Interpretation of the MDS dimensions was attempted by correlating them with the perceptual variables. Because some of the variables did not have a normal distribution, and a normality transformation could have distorted their magnitude, Spearman’s rank-order correlations were used for this analysis. The significance levels of the correlations were determined by two randomization (permutation) methods. In the first approach, the distribution of the correlation coefficients under the null hypothesis was estimated for each perceptual variable separately, by permuting the values of the given perceptual variable and correlating them with the given MDS dimension 10,000 times. The p-value of the observed correlation was established as the proportion of random correlations higher than or equal to the observed value (more precisely, the absolute values of the correlation coefficients were compared to obtain a two-tailed test). The second method controlled for the family-wise error rate of the above procedure by registering the highest (absolute) correlation between the given MDS dimension and all perceptual variables in each permutation run, and using the distribution of these maximal coefficients to compute the p-value of the observed correlations [83,84].

Correlations between perceptual and other variables.

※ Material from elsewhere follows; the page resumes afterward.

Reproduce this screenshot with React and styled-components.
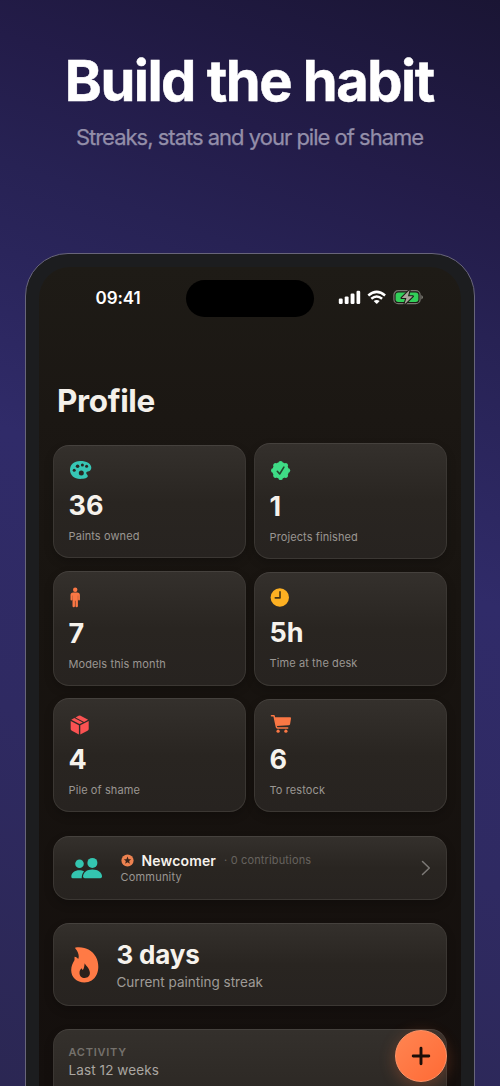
import styled, { createGlobalStyle } from "styled-components";

const stats = [
  [
    { icon: "palette", value: "36", label: "Paints owned", h: 113.5, ih: 21, gap: 13 },
    { icon: "person", value: "7", label: "Models this month", h: 115, ih: 23, gap: 12 },
    { icon: "box", value: "4", label: "Pile of shame", h: 114, ih: 22, gap: 0 },
  ],
  [
    { icon: "seal", value: "1", label: "Projects finished", h: 116, ih: 24, gap: 13 },
    { icon: "clock", value: "5h", label: "Time at the desk", h: 113.5, ih: 21, gap: 13 },
    { icon: "cart", value: "6", label: "To restock", h: 113.5, ih: 21.5, gap: 0 },
  ],
];

const hole = "#2a2622";

const StatIcon = ({ name }) => {
  switch (name) {
    case "palette":
      return (
        <svg width="23" height="20" viewBox="0 0 23 20">
          <path
            fill="#37c6b5"
            d="M11.2 1C4.9 1 1 4.800 1 9.800C1 15.200 5.200 19 11.200 19C15.600 19 18.800 17.900 18.800 16.100C18.800 14.500 17.200 14.200 17.200 12.900C17.200 11.700 18.500 11.700 19.900 11.300C21.500 10.800 22.300 9.400 22.300 7.600C22.300 3.600 17.600 1 11.200 1Z"
          />
          <g fill={hole}>
            <circle cx="5.200" cy="10.300" r="1.500" />
            <circle cx="8.600" cy="6.300" r="1.800" />
            <circle cx="13.400" cy="4.900" r="1.500" />
            <circle cx="17.600" cy="6.300" r="1.500" />
            <circle cx="12.300" cy="13.100" r="2.500" />
          </g>
        </svg>
      );
    case "seal":
      return (
        <svg width="22" height="21" viewBox="0 0 22 21">
          <g transform="translate(10.600 10.500)">
            <g fill="#3fdc86">
              <circle r="8.300" />
              {[0, 45, 90, 135, 180, 225, 270, 315].map((a) => (
                <circle key={a} cx="0" cy="-7.400" r="2.200" transform={`rotate(${a})`} />
              ))}
            </g>
            <path
              d="M-3.300 .8L-.9 3.500L3.300 -3.300"
              fill="none"
              stroke="#20472e"
              strokeWidth="1.600"
              strokeLinecap="round"
              strokeLinejoin="round"
            />
          </g>
        </svg>
      );
    case "person":
      return (
        <svg width="14" height="21" viewBox="0 0 14 21">
          <g fill="#fb7744">
            <circle cx="6.200" cy="2.700" r="2.200" />
            <path d="M4.200 5.400H8.200Q10.900 5.400 10.900 7.900V12.600Q10.900 13.500 10 13.500Q9.200 13.500 9.100 12.600V8.500H8.900V19Q8.900 20.200 7.700 20.200Q6.450 20.200 6.450 19V13.800H5.950V19Q5.950 20.200 4.700 20.200Q3.500 20.200 3.500 19V8.500H3.300V12.600Q3.200 13.500 2.400 13.500Q1.500 13.500 1.500 12.600V7.900Q1.500 5.400 4.200 5.400Z" />
          </g>
        </svg>
      );
    case "clock":
      return (
        <svg width="21" height="21" viewBox="0 0 21 21">
          <circle cx="9.800" cy="10.500" r="9.200" fill="#fdb022" />
          <path
            d="M10 4.900V10.900H5.300"
            fill="none"
            stroke="#453415"
            strokeWidth="1.600"
            strokeLinecap="round"
            strokeLinejoin="round"
          />
        </svg>
      );
    case "box":
      return (
        <svg width="21" height="21" viewBox="0 0 21 21">
          <g fill="#fa5252">
            <path d="M1.700 7L9.900 11.200V20.400L2.900 16.700Q1.700 16.100 1.700 14.900Z" />
            <path d="M19.700 7L11.300 11.200V20.400L18.500 16.700Q19.700 16.100 19.700 14.900Z" />
            <path d="M2.300 5.700L5.300 4.100L13.900 8.500L10.600 10.100Z" />
            <path d="M6.500 3.500L9.600 1.800Q10.600 1.300 11.600 1.800L19.100 5.700L15.100 7.900Z" />
          </g>
        </svg>
      );
    default:
      return (
        <svg width="23" height="20" viewBox="0 0 23 20">
          <g fill="#fb7744">
            <path d="M4.500 3.300H20.100Q21.200 3.300 21 4.400L20.100 9.900Q19.900 11.200 18.500 11.300L6.400 12Z" />
            <circle cx="8.100" cy="17.200" r="1.600" />
            <circle cx="15.900" cy="17.200" r="1.600" />
          </g>
          <path
            d="M1.500 1.700H4L6.400 12.900Q6.600 14 7.600 14H17.700"
            fill="none"
            stroke="#fb7744"
            strokeWidth="1.500"
            strokeLinecap="round"
            strokeLinejoin="round"
          />
        </svg>
      );
  }
};

const App = () => {
  return (
    <Page>
      <GlobalStyle />
      <Title>Build the habit</Title>
      <Subtitle>Streaks, stats and your pile of shame</Subtitle>
      <Phone>
        <Screen>
          <StatusBar>
            <Time>09:41</Time>
            <Island />
            <StatusIcons />
          </StatusBar>
          <Heading>Profile</Heading>
          <StatColumns>
            {stats.map((column, index) => {
              return (
                <StatColumn key={index} $top={index === 0 ? 1.5 : 0}>
                  {column.map((stat) => (
                    <StatCard key={stat.label} $height={stat.h} $gap={stat.gap}>
                      <IconBox $height={stat.ih}>
                        <StatIcon name={stat.icon} />
                      </IconBox>
                      <StatValue>{stat.value}</StatValue>
                      <StatLabel>{stat.label}</StatLabel>
                    </StatCard>
                  ))}
                </StatColumn>
              );
            })}
          </StatColumns>
          <CommunityCard>
            <svg width="33" height="23" viewBox="0 0 33 23">
              <g fill="#34c5b0">
                <circle cx="9.500" cy="6.800" r="4.300" />
                <circle cx="22.400" cy="5.900" r="5" />
                <path d="M1.300 19.400C1.300 15.800 4.800 13.200 9.300 13.200C11.200 13.200 12.900 13.600 14.100 14.400C12.400 16 11.700 18.200 11.700 21.300H2.900Q1.300 21.300 1.300 19.400Z" />
                <path d="M13.100 19.600C13.100 15.300 17 12.500 22.400 12.500C27.800 12.500 32 15.300 32 19.600Q32 21.300 30.300 21.300H14.800Q13.100 21.300 13.100 19.600Z" />
              </g>
            </svg>
            <CommunityText>
              <RankLine>
                <svg width="13" height="13" viewBox="0 0 13 13">
                  <circle cx="6.500" cy="6.500" r="6.100" fill="#ed8250" />
                  <path
                    fill="#38251b"
                    d="M6.500 2.600L7.550 5.150L10.200 5.300L8.150 7L8.850 9.700L6.500 8.250L4.150 9.700L4.850 7L2.800 5.300L5.450 5.150Z"
                  />
                </svg>
                <Rank>Newcomer</Rank>
                <Contributions>· 0 contributions</Contributions>
              </RankLine>
              <CommunityLabel>Community</CommunityLabel>
            </CommunityText>
            <svg width="10" height="16" viewBox="0 0 10 16">
              <path
                d="M1.500 1.500L8.300 8L1.500 14.500"
                fill="none"
                stroke="#7d7a77"
                strokeWidth="1.500"
                strokeLinecap="round"
                strokeLinejoin="round"
              />
            </svg>
          </CommunityCard>
          <StreakCard>
            <svg width="29" height="38" viewBox="0 0 29 38">
              <path
                fill="#ff7a45"
                d="M5.600 1.500C14.500 .2 22.200 4.200 25.800 10.700C28.700 16 29.200 23.200 26.700 28.600C24.300 33.900 19.800 36.500 14.400 36.500C6.900 36.500 1.200 31.400 1.200 24.300C1.200 20 2.800 17.300 4.300 14.500C4.800 13.500 4.300 12.200 4.600 10.800C6 11.100 7.500 12 8.200 13C9.500 10.300 8.400 5.600 5.500 2.700C5 2.200 5 1.600 5.600 1.500Z"
              />
              <path
                fill="#2a211b"
                d="M14.700 17.200C15.300 19.200 19.900 22.300 19.900 26.700C19.900 29.900 17.800 31.900 14.700 31.900C11.700 31.900 9.500 29.900 9.500 26.900C9.500 24.700 10.300 23.500 11.500 22.300C11.800 23.200 12.200 23.600 12.700 24C14.200 22.400 14.200 19.800 14.700 17.200Z"
              />
            </svg>
            <StreakText>
              <StreakValue>3 days</StreakValue>
              <StreakLabel>Current painting streak</StreakLabel>
            </StreakText>
          </StreakCard>
          <ActivityCard>
            <ActivityTitle>ACTIVITY</ActivityTitle>
            <ActivityRange>Last 12 weeks</ActivityRange>
            <AddButton aria-label="Add">
              <svg width="20" height="20" viewBox="0 0 20 20">
                <path
                  d="M10 2.200V17.800M2.200 10H17.800"
                  stroke="#1c0e08"
                  strokeWidth="2.900"
                  strokeLinecap="round"
                />
              </svg>
            </AddButton>
          </ActivityCard>
        </Screen>
      </Phone>
    </Page>
  );
};

//상태바 아이콘
const StatusIcons = () => (
  <svg width="86" height="16" viewBox="0 0 86 16">
    <g fill="#fff">
      <rect x="0.800" y="9.600" width="3.900" height="5.400" rx="1.200" />
      <rect x="6.700" y="7.400" width="3.900" height="7.600" rx="1.200" />
      <rect x="12.600" y="4.600" width="3.900" height="10.400" rx="1.200" />
      <rect x="18.500" y="1.800" width="3.700" height="13.200" rx="1.200" />
    </g>
    <g fill="none" stroke="#fff" strokeWidth="2.500">
      <path d="M30.300 6.500Q38.700 -.7 47.100 6.500" />
      <path d="M33.300 9.800Q38.700 5.300 44.100 9.800" />
    </g>
    <path fill="#fff" d="M35.700 12.100Q38.700 9.700 41.700 12.100L39.300 14.600Q38.700 15.100 38.100 14.600Z" />
    <rect x="55.900" y="1.700" width="26.200" height="13" rx="4.300" fill="none" stroke="#77766f" strokeWidth="1.200" />
    <path fill="#77766f" d="M83.300 6Q85 6.800 85 8.300Q85 9.800 83.300 10.600Z" />
    <rect x="57.600" y="3.500" width="22.800" height="9.400" rx="2.700" fill="#32cf59" />
    <path
      d="M71.600 .9L63.600 9H68.400L66.400 15.600L74.800 7.300H70Z"
      fill="#aaa59c"
      stroke="#1e1c17"
      strokeWidth="2.200"
      paintOrder="stroke"
      strokeLinejoin="round"
    />
  </svg>
);

export default App;

const GlobalStyle = createGlobalStyle`
  * {
    box-sizing: border-box;
  }

  body {
    margin: 0;
    overflow: hidden;
    font-family: Inter, "Liberation Sans", sans-serif;
  }

  svg {
    display: block;
    flex: none;
  }
`;

const Page = styled.main`
  width: 500px;
  height: 1086px;
  overflow: hidden;
  display: flex;
  flex-direction: column;
  align-items: center;
  background: linear-gradient(
    200deg,
    #1a1534 0%,
    #231c49 17%,
    #272254 27%,
    #302b69 48%,
    #2f2a62 70%,
    #2b2753 100%
  );
`;

const Title = styled.h1`
  margin: 47px 0 0;
  padding-right: 1.5px;
  font-size: 56px;
  line-height: 68px;
  font-weight: 700;
  letter-spacing: -1.5px;
  color: #fff;
  white-space: nowrap;
  -webkit-text-stroke: 0.5px #fff;
`;

const Subtitle = styled.p`
  margin: 8px 0 0;
  padding-right: 1px;
  font-size: 22px;
  line-height: 28px;
  letter-spacing: -1px;
  color: #938ea9;
  white-space: nowrap;
  -webkit-text-stroke: 0.25px #938ea9;
`;

const Phone = styled.section`
  flex: none;
  width: 450px;
  height: 900px;
  margin-top: 102px;
  padding: 13px;
  border: 1px solid #68657a;
  border-radius: 43px;
  background: #1c1d1f;
`;

const Screen = styled.div`
  height: 100%;
  padding: 0 14px;
  border-radius: 31px;
  background: linear-gradient(#1e1b16 0, #1b1713 150px, #181410 330px, #140f0d 820px);
`;

const StatusBar = styled.header`
  display: flex;
  align-items: center;
  height: 60px;
  padding-left: 42.5px;
`;

const Time = styled.span`
  width: 90px;
  padding-top: 1px;
  font-size: 17px;
  font-weight: 600;
  letter-spacing: -0.05px;
  color: #fff;
`;

const Island = styled.div`
  width: 128px;
  height: 37px;
  margin: 3px 24px 0 0;
  border-radius: 19px;
  background: #000;
`;

const Heading = styled.h2`
  margin: 54px 0 0 4px;
  font-size: 31.5px;
  line-height: 40px;
  font-weight: 700;
  letter-spacing: -0.35px;
  color: #f4f0ea;
`;

const StatColumns = styled.div`
  display: flex;
  gap: 8px;
  height: 393px;
  margin-top: 22px;
`;

const StatColumn = styled.div`
  width: 193px;
  padding-top: ${(props) => props.$top}px;
`;

const Card = styled.div`
  border: 1px solid #3b3733;
  border-top-color: #45413d;
  border-radius: 16px;
  background: linear-gradient(#34302c, #292521 50%, #272320);
  box-shadow: 0 4px 10px rgba(0, 0, 0, 0.2);
`;

const StatCard = styled(Card)`
  height: ${(props) => props.$height}px;
  margin-bottom: ${(props) => props.$gap}px;
  padding: 14px 15px 0 14.5px;
`;

const IconBox = styled.div`
  display: flex;
  align-items: center;
  height: ${(props) => props.$height}px;
`;

const StatValue = styled.div`
  margin-top: 8px;
  font-size: 27px;
  line-height: 34px;
  font-weight: 700;
  color: #f6f2ec;
`;

const StatLabel = styled.div`
  margin-top: 6px;
  font-size: 11px;
  line-height: 14px;
  letter-spacing: 0.1px;
  color: #9a9692;
`;

const CommunityCard = styled(Card)`
  display: flex;
  align-items: center;
  height: 64px;
  padding: 0 15px 0 16px;
`;

const CommunityText = styled.div`
  flex: 1;
  padding: 1px 0 0 17.5px;
`;

const RankLine = styled.div`
  display: flex;
  align-items: center;
  height: 18px;
`;

const Rank = styled.span`
  margin-left: 8px;
  font-size: 14px;
  font-weight: 600;
  letter-spacing: 0.15px;
  color: #f6f2ec;
`;

const Contributions = styled.span`
  margin-left: 8px;
  font-size: 11px;
  letter-spacing: 0.15px;
  color: #67635f;
`;

const CommunityLabel = styled.div`
  font-size: 11px;
  line-height: 17px;
  letter-spacing: 0.2px;
  color: #9a9692;
`;

const StreakCard = styled(Card)`
  display: flex;
  align-items: center;
  gap: 17.5px;
  height: 83px;
  margin-top: 23px;
  padding: 0 16px;
`;

const StreakText = styled.div`
  padding-top: 2px;
`;

const StreakValue = styled.div`
  font-size: 26px;
  line-height: 32px;
  font-weight: 700;
  letter-spacing: -0.2px;
  color: #f6f2ec;
`;

const StreakLabel = styled.div`
  font-size: 13.5px;
  line-height: 22px;
  color: #9f9b97;
`;

const ActivityCard = styled(Card)`
  position: relative;
  height: 180px;
  margin-top: 23px;
  padding: 14px 15px 0 14.5px;
`;

const ActivityTitle = styled.div`
  font-size: 11px;
  line-height: 16px;
  font-weight: 600;
  letter-spacing: 0.75px;
  color: #75716c;
`;

const ActivityRange = styled.div`
  font-size: 13.5px;
  line-height: 20px;
  letter-spacing: 0.1px;
  color: #aaa6a1;
`;

/* 카드 위에 떠 있는 추가 버튼 */
const AddButton = styled.button`
  position: absolute;
  top: 0;
  right: -1px;
  display: flex;
  align-items: center;
  justify-content: center;
  width: 52px;
  height: 52px;
  padding: 0;
  border: 1px solid #ff9367;
  border-radius: 50%;
  background: linear-gradient(135deg, #ff8552, #ff6a35);
  box-shadow: 0 4px 16px rgba(255, 115, 60, 0.28);
`;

Spearman’s correlations were used to test the relationship between the MDS dimensions and personality, executive functions, and creativity variables. Correlations between these variables and the perceptual variables were also tested. Family-wise error correction was done as described in the section titled ‘Multidimensional Scaling of the transition matrices’, separately for the four groups of variables described at the beginning of the Data Analysis section. For correlations with significant p-values after family-wise error correction (marked as p_fwe), both types of p-values are reported. The correlation matrix between the perceptual variables and the executive functions, personality traits, and creativity is included in S2 Table with p-values without family-wise error correction.